Goal :: Restate the data exactly as given and keep the pictures out.

Data extract ::
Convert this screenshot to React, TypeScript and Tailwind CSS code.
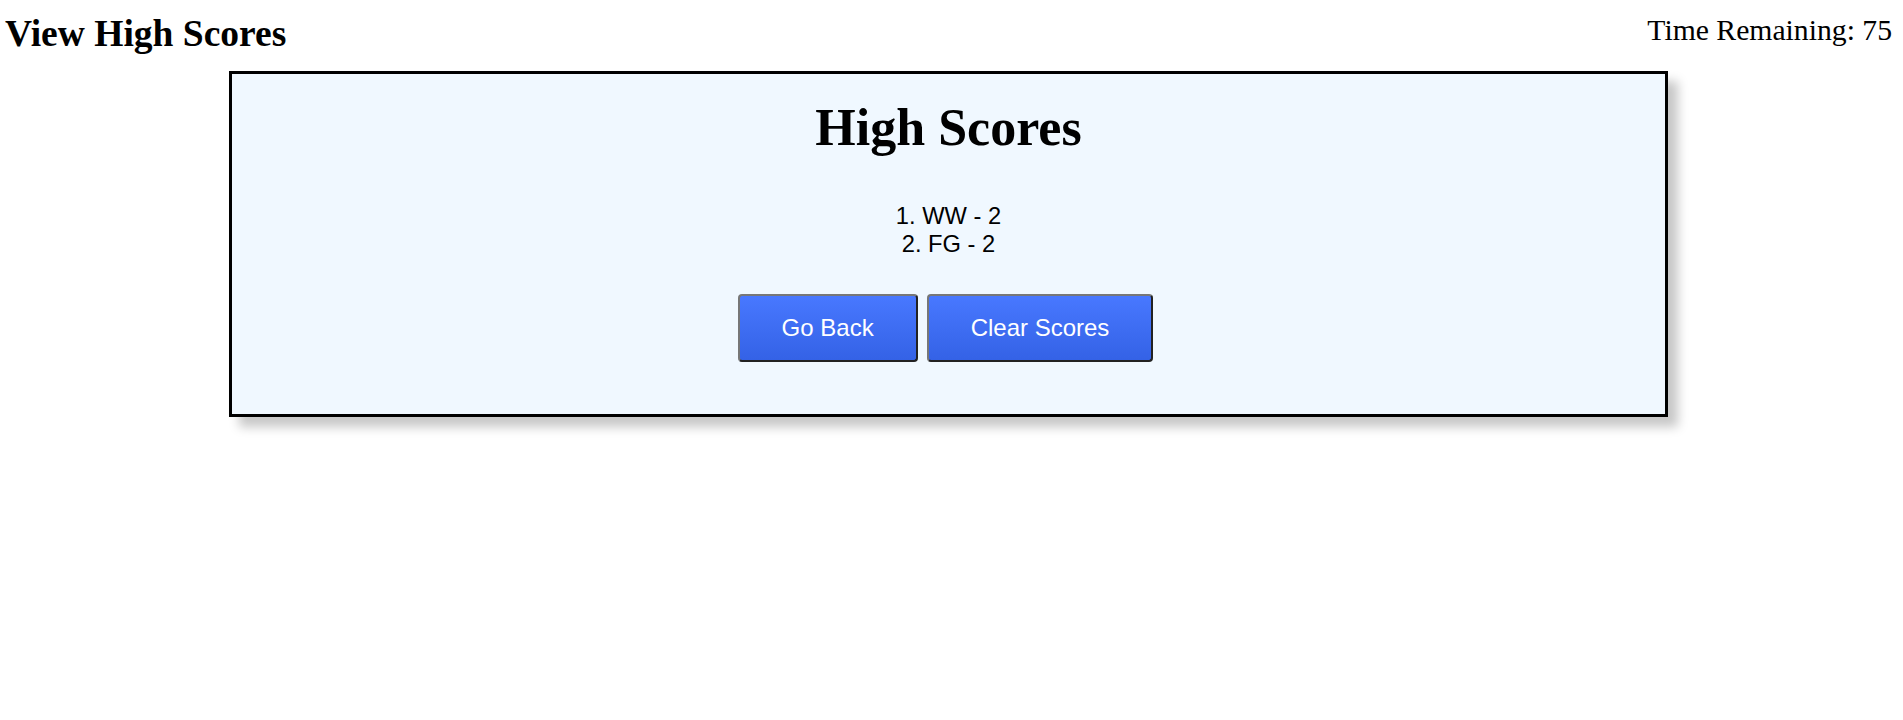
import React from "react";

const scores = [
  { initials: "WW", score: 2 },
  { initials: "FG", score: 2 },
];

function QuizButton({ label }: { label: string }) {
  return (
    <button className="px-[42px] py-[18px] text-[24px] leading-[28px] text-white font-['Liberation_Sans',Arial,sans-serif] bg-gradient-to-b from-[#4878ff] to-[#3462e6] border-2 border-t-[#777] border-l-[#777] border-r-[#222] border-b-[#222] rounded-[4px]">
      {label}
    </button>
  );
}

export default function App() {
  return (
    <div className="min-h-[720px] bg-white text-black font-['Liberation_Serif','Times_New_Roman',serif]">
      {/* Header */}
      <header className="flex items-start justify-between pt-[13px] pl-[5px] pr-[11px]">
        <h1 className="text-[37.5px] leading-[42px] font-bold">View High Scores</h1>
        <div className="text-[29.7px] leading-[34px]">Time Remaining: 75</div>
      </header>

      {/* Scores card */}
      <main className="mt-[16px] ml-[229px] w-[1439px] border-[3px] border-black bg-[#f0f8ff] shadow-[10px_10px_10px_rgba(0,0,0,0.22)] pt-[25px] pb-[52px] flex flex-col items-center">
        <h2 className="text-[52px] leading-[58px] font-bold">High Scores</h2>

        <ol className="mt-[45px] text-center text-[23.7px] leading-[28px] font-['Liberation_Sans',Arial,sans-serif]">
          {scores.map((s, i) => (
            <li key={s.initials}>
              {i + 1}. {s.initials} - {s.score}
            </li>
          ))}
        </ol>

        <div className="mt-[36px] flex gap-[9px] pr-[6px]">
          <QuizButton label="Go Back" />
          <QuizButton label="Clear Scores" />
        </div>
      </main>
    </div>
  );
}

Result for this exercise ::
Convert this screenshot to React, TypeScript and Tailwind CSS code.
import React from "react";

const scores = [
  { initials: "WW", score: 2 },
  { initials: "FG", score: 2 },
];

function QuizButton({ label }: { label: string }) {
  return (
    <button className="px-[42px] py-[18px] text-[24px] leading-[28px] text-white font-['Liberation_Sans',Arial,sans-serif] bg-gradient-to-b from-[#4878ff] to-[#3462e6] border-2 border-t-[#777] border-l-[#777] border-r-[#222] border-b-[#222] rounded-[4px]">
      {label}
    </button>
  );
}

export default function App() {
  return (
    <div className="min-h-[720px] bg-white text-black font-['Liberation_Serif','Times_New_Roman',serif]">
      {/* Header */}
      <header className="flex items-start justify-between pt-[13px] pl-[5px] pr-[11px]">
        <h1 className="text-[37.5px] leading-[42px] font-bold">View High Scores</h1>
        <div className="text-[29.7px] leading-[34px]">Time Remaining: 75</div>
      </header>

      {/* Scores card */}
      <main className="mt-[16px] ml-[229px] w-[1439px] border-[3px] border-black bg-[#f0f8ff] shadow-[10px_10px_10px_rgba(0,0,0,0.22)] pt-[25px] pb-[52px] flex flex-col items-center">
        <h2 className="text-[52px] leading-[58px] font-bold">High Scores</h2>

        <ol className="mt-[45px] text-center text-[23.7px] leading-[28px] font-['Liberation_Sans',Arial,sans-serif]">
          {scores.map((s, i) => (
            <li key={s.initials}>
              {i + 1}. {s.initials} - {s.score}
            </li>
          ))}
        </ol>

        <div className="mt-[36px] flex gap-[9px] pr-[6px]">
          <QuizButton label="Go Back" />
          <QuizButton label="Clear Scores" />
        </div>
      </main>
    </div>
  );
}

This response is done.